There are 2 types of runbooks – specialized procedures and general procedures – depending on the task or procedure the runbook is being created for; the runbook itself can be a manual process that lays out each step, semi-automated where some tasks are automatically carried out while others are handled manually, and fully-automated.
- General runbooks cover daily common IT tasks, such as dealing with Help Desk inquiries, how to perform a daily system backup, or documenting system performance. They help to ensure consistency and accuracy even though the task may be completed by different people.
- Specialized runbooks cover more detailed, complex operations or scenarios that don’t frequently occur, such as disaster recovery responses, unscheduled downtime due to a network failure, breaches of security, and failure of IT hardware.
They essentially create a manual on each and every task and/or process within the organization. Playbooks usually incorporate runbooks but are used to manage the bigger picture.
For example, should there be a security breach, a playbook will detail the recovery process, detailing which runbooks to use to get specific operations up and running again.
How to Create a Runbook?
Before you start creating a runbook, it is important to set out a plan that lists the important elements that need to be incorporated into the runbook.

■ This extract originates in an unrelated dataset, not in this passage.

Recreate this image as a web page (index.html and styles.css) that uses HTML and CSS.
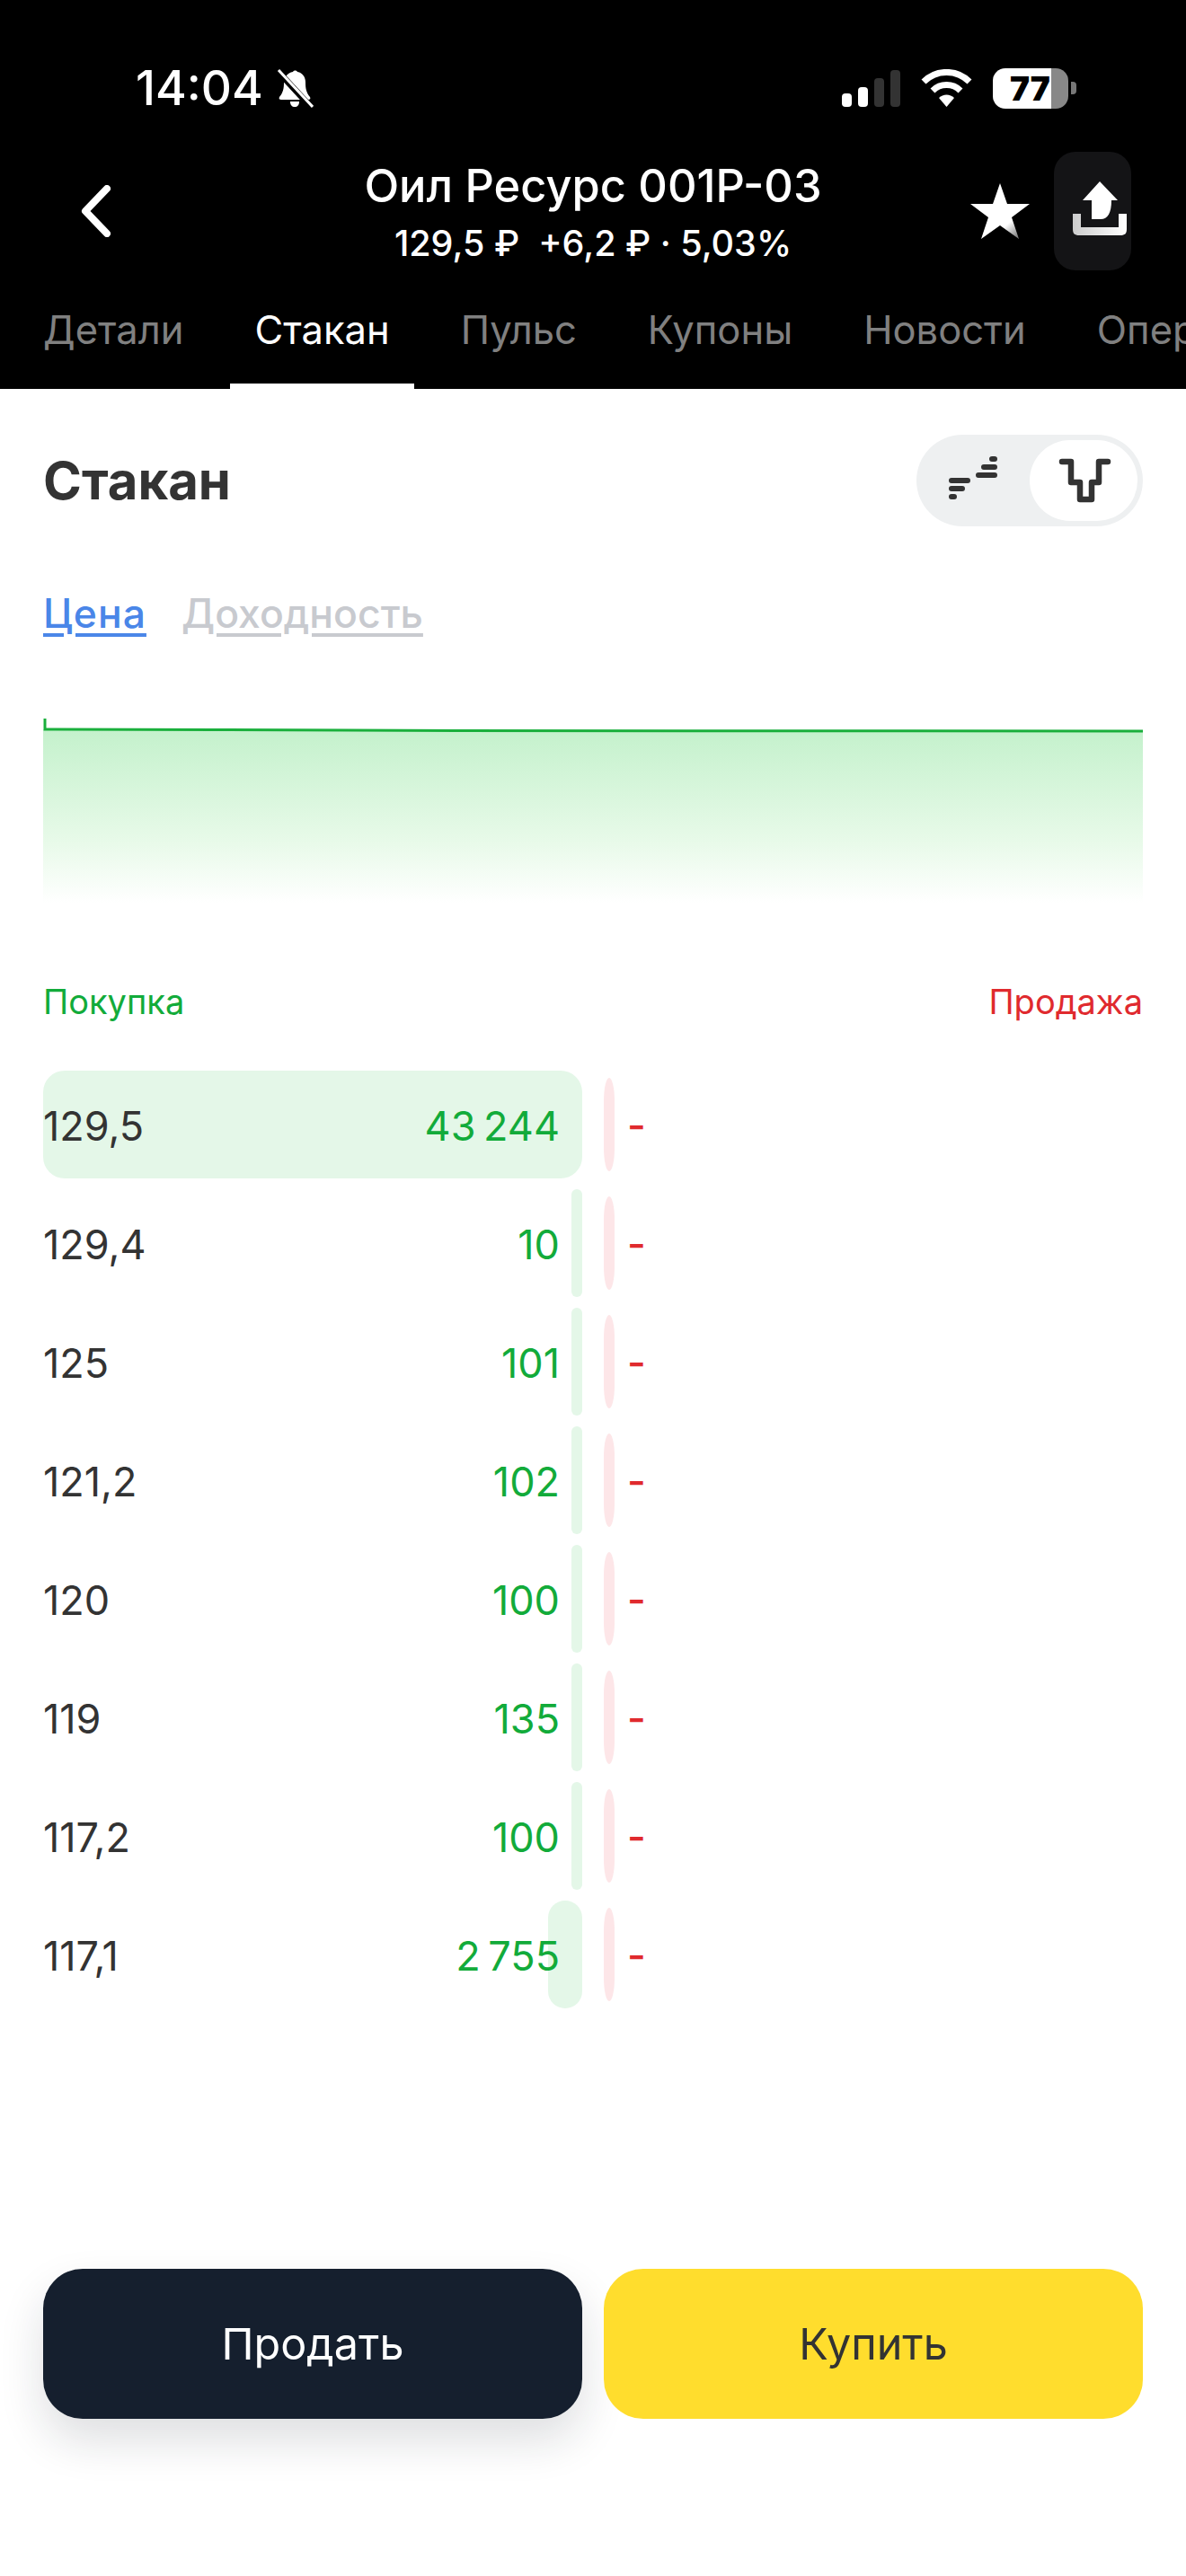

For example, what is the process, why is the runbook being created, who will be the main contacts, how to report runbook activity, and is the runbook linked to other related operations.
For a runbook to be effective in enabling anyone to run a specific task or procedure, it needs to cover the 5 A’s, which are:
- Actionable – the steps detailed in the runbook must be sequential and written in a way that anyone can understand, no matter their level of experience or expertise.
- Accessible – every member of the IT team, as well as other related teams, such as incident response teams, should know where to find any runbook and have permission to access them when required.
- Accurate – they must include information that is up-to-date – runbooks should be reviewed and updated with any new information or changes to the steps on a regular basis – to make sure the procedure is accurate.
- Authoritative – every IT process should have its own dedicated runbook; too many runbooks relating to one operational procedure will only cause confusion.
- Adaptable – any runbook should be easy to change and update. New, updated runbooks must always succeed any previous runbooks.
5 Main Steps to Start
There are 5 main steps to creating a runbook:
- Step 1 – plan out the runbook to include everyday processes, prioritizing those that are carried out more often or have a higher error rate than other tasks, and those that will have a greater impact on operations or the company’s financial position. Runbook templates help to ensure that all the required information is included, such as who has permission to access the runbook, any related technical documents as well as how to report and/or escalate an issue.
- Step 2 – collate all the relevant information required, such as operational procedures, accessibility and permissions, hardware and software documentation, as well as how, when and to whom runbook activity is reported.
- Step 3 – using the information gathered, the runbook can be written. It can sometimes help to create a style guide, which includes grammar or phrases that are standardized to avoid the overuse of jargon and make the runbook easy for anyone to understand. Work with someone outside the IT team who has sufficient technical knowledge, which may help in identifying any information that is missing.
- Step 4 – once the draft runbook has been written, it must be tested thoroughly to ensure nothing has been left out or the procedure it is not clear and easy to follow. Make sure different groups of people test the runbook, i.e. new team members, experienced IT people, as well as those outside the IT department, such as supervisors or managers and incident response teams.
- Step 5 – collate any feedback and update the runbook accordingly. Runbooks should be kept in a centralized storage location, such as in a corporate cloud, and easily accessible by the person authorized to access the runbook. This makes the runbook easy to update and a notification system can be used to advise each person of any relevant changes.
It is a good idea to regularly review the runbook, particularly after any system updates have been carried out or the runbook has been used as part of an incident response situation, to make sure it is always accurate and up-to-date.
Why Do We Use Runbooks?
Runbooks are a great way to ensure that standard processes and procedures within an IT department, or any other department, are always carried out accurately and with consistency.
They ensure that everyone in a team, whether they are a new team member or are experienced, can quickly get up to speed and carry out any given task, quickly and accurately. One of the main benefits of a runbook is that it avoids the need for the repetition of certain tasks or procedures.
Once that task has its own runbook that sets out how to complete the operation, which can be updated with any new information and changes on a regular basis, it will ultimately save time and manpower. Runbooks can be used to set out detailed steps for simple or complex tasks and can be used by incident response teams, too.